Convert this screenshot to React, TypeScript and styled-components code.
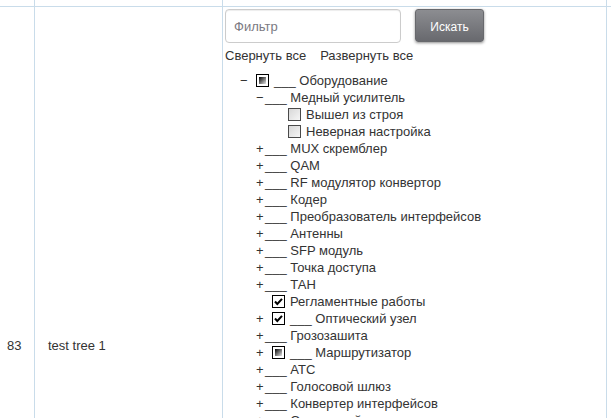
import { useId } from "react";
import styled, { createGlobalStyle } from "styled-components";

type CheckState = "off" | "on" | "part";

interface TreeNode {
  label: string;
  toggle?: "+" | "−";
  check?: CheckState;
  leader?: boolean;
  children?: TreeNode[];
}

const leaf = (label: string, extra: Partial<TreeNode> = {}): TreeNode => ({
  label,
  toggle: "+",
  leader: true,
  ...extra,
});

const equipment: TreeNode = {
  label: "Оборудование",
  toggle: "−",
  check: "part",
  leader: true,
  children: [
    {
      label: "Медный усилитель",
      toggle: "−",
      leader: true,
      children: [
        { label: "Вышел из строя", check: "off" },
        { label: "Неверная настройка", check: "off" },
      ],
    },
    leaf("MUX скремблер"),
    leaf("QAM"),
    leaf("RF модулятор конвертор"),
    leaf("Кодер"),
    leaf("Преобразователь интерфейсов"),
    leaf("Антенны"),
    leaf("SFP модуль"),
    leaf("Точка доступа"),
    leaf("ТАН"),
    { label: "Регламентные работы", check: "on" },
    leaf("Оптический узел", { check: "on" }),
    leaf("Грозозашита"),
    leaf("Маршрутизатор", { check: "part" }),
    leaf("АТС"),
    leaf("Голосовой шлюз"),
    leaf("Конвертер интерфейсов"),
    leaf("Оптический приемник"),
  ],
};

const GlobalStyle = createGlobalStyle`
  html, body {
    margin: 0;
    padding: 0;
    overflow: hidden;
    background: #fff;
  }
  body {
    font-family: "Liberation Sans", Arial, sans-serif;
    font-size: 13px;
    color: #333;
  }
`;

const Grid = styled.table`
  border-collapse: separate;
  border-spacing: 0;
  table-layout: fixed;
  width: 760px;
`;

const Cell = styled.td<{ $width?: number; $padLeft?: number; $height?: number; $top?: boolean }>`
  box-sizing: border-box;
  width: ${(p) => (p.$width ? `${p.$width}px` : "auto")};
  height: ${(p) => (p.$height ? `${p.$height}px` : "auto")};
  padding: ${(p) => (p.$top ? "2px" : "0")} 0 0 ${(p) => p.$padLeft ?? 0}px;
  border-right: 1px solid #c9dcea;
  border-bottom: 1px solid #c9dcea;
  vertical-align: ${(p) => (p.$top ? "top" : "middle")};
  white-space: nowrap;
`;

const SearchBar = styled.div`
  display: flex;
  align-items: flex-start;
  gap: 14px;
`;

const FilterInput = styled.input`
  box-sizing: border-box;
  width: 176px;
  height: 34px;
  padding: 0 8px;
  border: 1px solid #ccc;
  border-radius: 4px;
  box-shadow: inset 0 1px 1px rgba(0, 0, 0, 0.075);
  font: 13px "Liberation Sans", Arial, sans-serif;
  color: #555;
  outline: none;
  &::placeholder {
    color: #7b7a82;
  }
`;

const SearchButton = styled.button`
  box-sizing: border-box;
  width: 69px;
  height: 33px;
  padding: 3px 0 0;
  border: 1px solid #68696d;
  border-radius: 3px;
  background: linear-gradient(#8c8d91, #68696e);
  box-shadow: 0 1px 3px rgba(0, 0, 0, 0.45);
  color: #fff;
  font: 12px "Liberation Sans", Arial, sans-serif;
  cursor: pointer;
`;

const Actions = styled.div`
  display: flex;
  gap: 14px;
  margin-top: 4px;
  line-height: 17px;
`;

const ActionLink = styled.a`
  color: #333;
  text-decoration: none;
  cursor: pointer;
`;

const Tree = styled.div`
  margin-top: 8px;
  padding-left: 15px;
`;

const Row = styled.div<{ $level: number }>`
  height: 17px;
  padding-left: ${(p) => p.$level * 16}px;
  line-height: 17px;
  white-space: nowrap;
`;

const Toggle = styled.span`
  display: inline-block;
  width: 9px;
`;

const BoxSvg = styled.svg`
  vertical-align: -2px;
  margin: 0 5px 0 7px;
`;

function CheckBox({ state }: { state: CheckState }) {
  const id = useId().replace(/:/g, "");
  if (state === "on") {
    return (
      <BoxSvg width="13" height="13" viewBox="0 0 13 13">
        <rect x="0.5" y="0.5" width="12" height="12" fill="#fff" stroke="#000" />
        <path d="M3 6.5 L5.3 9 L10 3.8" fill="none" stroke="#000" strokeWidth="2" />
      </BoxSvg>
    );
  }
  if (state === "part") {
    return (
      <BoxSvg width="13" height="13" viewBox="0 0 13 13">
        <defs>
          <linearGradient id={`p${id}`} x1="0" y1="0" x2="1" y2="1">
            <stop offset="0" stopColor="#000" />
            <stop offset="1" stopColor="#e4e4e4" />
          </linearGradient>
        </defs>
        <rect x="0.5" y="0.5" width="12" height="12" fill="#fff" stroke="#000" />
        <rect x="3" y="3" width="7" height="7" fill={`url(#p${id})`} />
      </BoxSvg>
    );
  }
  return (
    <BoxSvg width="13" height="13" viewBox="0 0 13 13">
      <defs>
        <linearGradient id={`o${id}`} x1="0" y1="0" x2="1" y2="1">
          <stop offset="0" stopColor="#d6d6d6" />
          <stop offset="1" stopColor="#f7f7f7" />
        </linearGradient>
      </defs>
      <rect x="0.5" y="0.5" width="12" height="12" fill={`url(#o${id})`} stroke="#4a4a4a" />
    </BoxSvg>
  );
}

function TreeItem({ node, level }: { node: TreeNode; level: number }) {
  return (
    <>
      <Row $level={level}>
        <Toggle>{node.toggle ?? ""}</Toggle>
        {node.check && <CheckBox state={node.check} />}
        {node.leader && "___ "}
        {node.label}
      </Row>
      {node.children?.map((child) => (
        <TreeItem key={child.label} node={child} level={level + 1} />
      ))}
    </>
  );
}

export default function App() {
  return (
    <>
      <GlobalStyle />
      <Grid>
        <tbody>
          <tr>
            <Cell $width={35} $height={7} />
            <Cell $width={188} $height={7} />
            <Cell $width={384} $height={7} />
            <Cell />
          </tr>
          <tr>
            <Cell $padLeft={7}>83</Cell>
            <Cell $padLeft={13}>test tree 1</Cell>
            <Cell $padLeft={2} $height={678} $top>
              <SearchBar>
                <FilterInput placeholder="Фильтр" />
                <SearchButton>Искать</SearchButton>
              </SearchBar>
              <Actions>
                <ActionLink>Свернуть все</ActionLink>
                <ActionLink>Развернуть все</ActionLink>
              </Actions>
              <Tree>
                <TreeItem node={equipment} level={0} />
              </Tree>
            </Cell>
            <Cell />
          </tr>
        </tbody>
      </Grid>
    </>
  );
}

#### Set exercise
Report how many lines in the listing above include the word "components". Give nothing but the number.

#### Answer for this exercise
2